╔══
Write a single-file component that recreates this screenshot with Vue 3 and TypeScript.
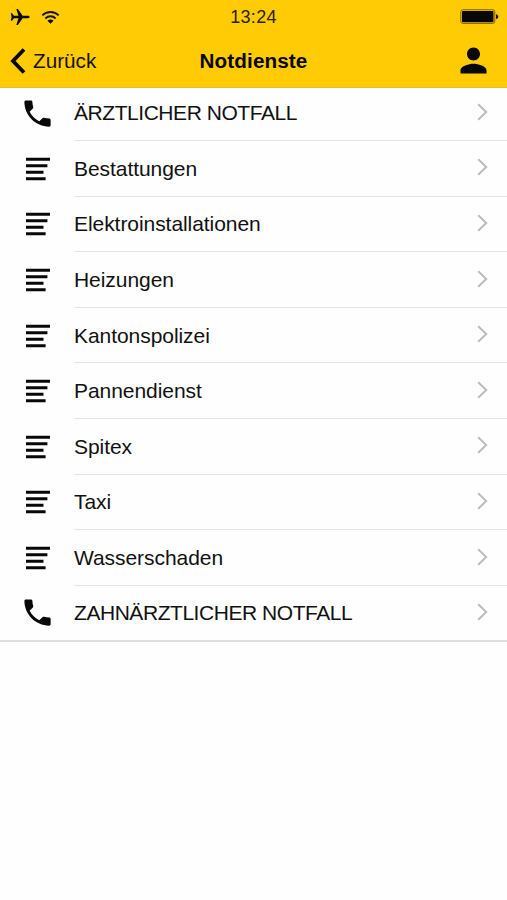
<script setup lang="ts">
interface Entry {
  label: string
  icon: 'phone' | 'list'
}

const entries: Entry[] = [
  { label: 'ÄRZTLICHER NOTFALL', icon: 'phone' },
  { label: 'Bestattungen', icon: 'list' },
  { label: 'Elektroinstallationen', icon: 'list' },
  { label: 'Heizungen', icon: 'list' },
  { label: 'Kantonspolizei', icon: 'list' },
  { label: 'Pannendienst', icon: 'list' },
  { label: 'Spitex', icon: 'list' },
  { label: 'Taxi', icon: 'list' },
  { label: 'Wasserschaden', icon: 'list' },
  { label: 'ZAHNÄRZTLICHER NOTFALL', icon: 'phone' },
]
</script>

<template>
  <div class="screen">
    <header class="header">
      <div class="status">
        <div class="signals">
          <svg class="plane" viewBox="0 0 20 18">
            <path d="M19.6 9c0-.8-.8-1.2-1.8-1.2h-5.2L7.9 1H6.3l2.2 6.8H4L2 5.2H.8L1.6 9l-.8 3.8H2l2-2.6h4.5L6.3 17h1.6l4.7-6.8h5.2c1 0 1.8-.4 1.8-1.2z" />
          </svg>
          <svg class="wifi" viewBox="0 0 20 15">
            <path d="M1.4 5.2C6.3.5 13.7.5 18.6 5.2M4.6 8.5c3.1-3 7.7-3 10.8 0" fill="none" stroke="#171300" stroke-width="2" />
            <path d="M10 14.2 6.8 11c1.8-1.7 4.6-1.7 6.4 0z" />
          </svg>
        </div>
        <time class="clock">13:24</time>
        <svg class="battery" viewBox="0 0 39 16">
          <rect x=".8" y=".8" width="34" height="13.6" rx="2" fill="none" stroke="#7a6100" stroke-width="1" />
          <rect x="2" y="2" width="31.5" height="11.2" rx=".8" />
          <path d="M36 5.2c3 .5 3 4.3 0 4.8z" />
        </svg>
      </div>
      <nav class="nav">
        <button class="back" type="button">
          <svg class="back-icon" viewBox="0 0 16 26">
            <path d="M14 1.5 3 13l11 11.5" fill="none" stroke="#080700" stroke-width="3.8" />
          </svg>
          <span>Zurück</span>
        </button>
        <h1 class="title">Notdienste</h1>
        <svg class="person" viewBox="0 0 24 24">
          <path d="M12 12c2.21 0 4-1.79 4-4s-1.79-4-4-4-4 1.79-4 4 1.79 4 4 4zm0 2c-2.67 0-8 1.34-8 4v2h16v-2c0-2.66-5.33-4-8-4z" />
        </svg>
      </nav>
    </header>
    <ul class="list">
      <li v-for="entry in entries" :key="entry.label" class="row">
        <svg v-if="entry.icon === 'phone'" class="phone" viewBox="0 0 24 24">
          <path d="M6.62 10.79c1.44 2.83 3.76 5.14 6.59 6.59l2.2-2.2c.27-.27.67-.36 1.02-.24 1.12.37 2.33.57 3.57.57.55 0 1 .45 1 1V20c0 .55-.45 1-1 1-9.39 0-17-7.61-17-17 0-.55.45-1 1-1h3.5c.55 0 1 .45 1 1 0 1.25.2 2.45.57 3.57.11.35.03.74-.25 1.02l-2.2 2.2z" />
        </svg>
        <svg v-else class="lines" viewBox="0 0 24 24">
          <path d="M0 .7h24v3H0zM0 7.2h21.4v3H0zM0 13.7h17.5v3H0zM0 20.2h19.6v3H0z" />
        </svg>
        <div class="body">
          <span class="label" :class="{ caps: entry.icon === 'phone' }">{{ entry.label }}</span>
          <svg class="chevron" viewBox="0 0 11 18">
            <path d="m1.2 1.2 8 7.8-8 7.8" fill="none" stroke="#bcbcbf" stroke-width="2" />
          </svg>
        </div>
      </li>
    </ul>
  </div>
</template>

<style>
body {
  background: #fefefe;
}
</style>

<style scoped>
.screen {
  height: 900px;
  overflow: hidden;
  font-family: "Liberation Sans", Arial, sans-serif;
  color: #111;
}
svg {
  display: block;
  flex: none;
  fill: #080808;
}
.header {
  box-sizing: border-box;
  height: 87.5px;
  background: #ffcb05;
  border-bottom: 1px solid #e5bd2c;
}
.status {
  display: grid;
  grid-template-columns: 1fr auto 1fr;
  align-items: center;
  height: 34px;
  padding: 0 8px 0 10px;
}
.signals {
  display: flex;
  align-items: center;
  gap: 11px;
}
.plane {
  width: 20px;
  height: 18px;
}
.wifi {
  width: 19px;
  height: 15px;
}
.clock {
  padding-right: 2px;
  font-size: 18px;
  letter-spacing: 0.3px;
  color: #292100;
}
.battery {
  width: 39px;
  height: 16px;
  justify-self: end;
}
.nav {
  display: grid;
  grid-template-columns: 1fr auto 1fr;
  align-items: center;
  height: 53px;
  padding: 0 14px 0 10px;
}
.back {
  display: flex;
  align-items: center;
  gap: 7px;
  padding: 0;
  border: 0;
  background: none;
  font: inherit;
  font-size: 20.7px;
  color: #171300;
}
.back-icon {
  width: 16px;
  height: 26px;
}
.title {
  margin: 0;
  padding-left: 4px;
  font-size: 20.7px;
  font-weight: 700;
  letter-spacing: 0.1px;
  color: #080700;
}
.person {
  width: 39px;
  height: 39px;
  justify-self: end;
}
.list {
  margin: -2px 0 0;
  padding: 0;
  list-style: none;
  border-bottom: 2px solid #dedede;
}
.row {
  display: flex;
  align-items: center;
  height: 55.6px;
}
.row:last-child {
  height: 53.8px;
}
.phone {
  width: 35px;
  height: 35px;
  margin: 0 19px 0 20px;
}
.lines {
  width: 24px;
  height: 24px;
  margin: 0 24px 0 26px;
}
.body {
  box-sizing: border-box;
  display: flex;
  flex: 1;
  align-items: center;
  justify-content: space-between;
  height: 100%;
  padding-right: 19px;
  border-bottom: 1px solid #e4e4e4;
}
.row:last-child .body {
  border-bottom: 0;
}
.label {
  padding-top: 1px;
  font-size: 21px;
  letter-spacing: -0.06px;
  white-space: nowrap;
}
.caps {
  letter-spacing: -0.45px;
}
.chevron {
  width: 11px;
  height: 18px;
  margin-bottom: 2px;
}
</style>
╚══
# THE EXERCISE:
Copy the data word for word. Pictures do not go in the copy.

# SOLUTION TO THE PROBLEM:
Write a single-file component that recreates this screenshot with Vue 3 and TypeScript.
<script setup lang="ts">
interface Entry {
  label: string
  icon: 'phone' | 'list'
}

const entries: Entry[] = [
  { label: 'ÄRZTLICHER NOTFALL', icon: 'phone' },
  { label: 'Bestattungen', icon: 'list' },
  { label: 'Elektroinstallationen', icon: 'list' },
  { label: 'Heizungen', icon: 'list' },
  { label: 'Kantonspolizei', icon: 'list' },
  { label: 'Pannendienst', icon: 'list' },
  { label: 'Spitex', icon: 'list' },
  { label: 'Taxi', icon: 'list' },
  { label: 'Wasserschaden', icon: 'list' },
  { label: 'ZAHNÄRZTLICHER NOTFALL', icon: 'phone' },
]
</script>

<template>
  <div class="screen">
    <header class="header">
      <div class="status">
        <div class="signals">
          <svg class="plane" viewBox="0 0 20 18">
            <path d="M19.6 9c0-.8-.8-1.2-1.8-1.2h-5.2L7.9 1H6.3l2.2 6.8H4L2 5.2H.8L1.6 9l-.8 3.8H2l2-2.6h4.5L6.3 17h1.6l4.7-6.8h5.2c1 0 1.8-.4 1.8-1.2z" />
          </svg>
          <svg class="wifi" viewBox="0 0 20 15">
            <path d="M1.4 5.2C6.3.5 13.7.5 18.6 5.2M4.6 8.5c3.1-3 7.7-3 10.8 0" fill="none" stroke="#171300" stroke-width="2" />
            <path d="M10 14.2 6.8 11c1.8-1.7 4.6-1.7 6.4 0z" />
          </svg>
        </div>
        <time class="clock">13:24</time>
        <svg class="battery" viewBox="0 0 39 16">
          <rect x=".8" y=".8" width="34" height="13.6" rx="2" fill="none" stroke="#7a6100" stroke-width="1" />
          <rect x="2" y="2" width="31.5" height="11.2" rx=".8" />
          <path d="M36 5.2c3 .5 3 4.3 0 4.8z" />
        </svg>
      </div>
      <nav class="nav">
        <button class="back" type="button">
          <svg class="back-icon" viewBox="0 0 16 26">
            <path d="M14 1.5 3 13l11 11.5" fill="none" stroke="#080700" stroke-width="3.8" />
          </svg>
          <span>Zurück</span>
        </button>
        <h1 class="title">Notdienste</h1>
        <svg class="person" viewBox="0 0 24 24">
          <path d="M12 12c2.21 0 4-1.79 4-4s-1.79-4-4-4-4 1.79-4 4 1.79 4 4 4zm0 2c-2.67 0-8 1.34-8 4v2h16v-2c0-2.66-5.33-4-8-4z" />
        </svg>
      </nav>
    </header>
    <ul class="list">
      <li v-for="entry in entries" :key="entry.label" class="row">
        <svg v-if="entry.icon === 'phone'" class="phone" viewBox="0 0 24 24">
          <path d="M6.62 10.79c1.44 2.83 3.76 5.14 6.59 6.59l2.2-2.2c.27-.27.67-.36 1.02-.24 1.12.37 2.33.57 3.57.57.55 0 1 .45 1 1V20c0 .55-.45 1-1 1-9.39 0-17-7.61-17-17 0-.55.45-1 1-1h3.5c.55 0 1 .45 1 1 0 1.25.2 2.45.57 3.57.11.35.03.74-.25 1.02l-2.2 2.2z" />
        </svg>
        <svg v-else class="lines" viewBox="0 0 24 24">
          <path d="M0 .7h24v3H0zM0 7.2h21.4v3H0zM0 13.7h17.5v3H0zM0 20.2h19.6v3H0z" />
        </svg>
        <div class="body">
          <span class="label" :class="{ caps: entry.icon === 'phone' }">{{ entry.label }}</span>
          <svg class="chevron" viewBox="0 0 11 18">
            <path d="m1.2 1.2 8 7.8-8 7.8" fill="none" stroke="#bcbcbf" stroke-width="2" />
          </svg>
        </div>
      </li>
    </ul>
  </div>
</template>

<style>
body {
  background: #fefefe;
}
</style>

<style scoped>
.screen {
  height: 900px;
  overflow: hidden;
  font-family: "Liberation Sans", Arial, sans-serif;
  color: #111;
}
svg {
  display: block;
  flex: none;
  fill: #080808;
}
.header {
  box-sizing: border-box;
  height: 87.5px;
  background: #ffcb05;
  border-bottom: 1px solid #e5bd2c;
}
.status {
  display: grid;
  grid-template-columns: 1fr auto 1fr;
  align-items: center;
  height: 34px;
  padding: 0 8px 0 10px;
}
.signals {
  display: flex;
  align-items: center;
  gap: 11px;
}
.plane {
  width: 20px;
  height: 18px;
}
.wifi {
  width: 19px;
  height: 15px;
}
.clock {
  padding-right: 2px;
  font-size: 18px;
  letter-spacing: 0.3px;
  color: #292100;
}
.battery {
  width: 39px;
  height: 16px;
  justify-self: end;
}
.nav {
  display: grid;
  grid-template-columns: 1fr auto 1fr;
  align-items: center;
  height: 53px;
  padding: 0 14px 0 10px;
}
.back {
  display: flex;
  align-items: center;
  gap: 7px;
  padding: 0;
  border: 0;
  background: none;
  font: inherit;
  font-size: 20.7px;
  color: #171300;
}
.back-icon {
  width: 16px;
  height: 26px;
}
.title {
  margin: 0;
  padding-left: 4px;
  font-size: 20.7px;
  font-weight: 700;
  letter-spacing: 0.1px;
  color: #080700;
}
.person {
  width: 39px;
  height: 39px;
  justify-self: end;
}
.list {
  margin: -2px 0 0;
  padding: 0;
  list-style: none;
  border-bottom: 2px solid #dedede;
}
.row {
  display: flex;
  align-items: center;
  height: 55.6px;
}
.row:last-child {
  height: 53.8px;
}
.phone {
  width: 35px;
  height: 35px;
  margin: 0 19px 0 20px;
}
.lines {
  width: 24px;
  height: 24px;
  margin: 0 24px 0 26px;
}
.body {
  box-sizing: border-box;
  display: flex;
  flex: 1;
  align-items: center;
  justify-content: space-between;
  height: 100%;
  padding-right: 19px;
  border-bottom: 1px solid #e4e4e4;
}
.row:last-child .body {
  border-bottom: 0;
}
.label {
  padding-top: 1px;
  font-size: 21px;
  letter-spacing: -0.06px;
  white-space: nowrap;
}
.caps {
  letter-spacing: -0.45px;
}
.chevron {
  width: 11px;
  height: 18px;
  margin-bottom: 2px;
}
</style>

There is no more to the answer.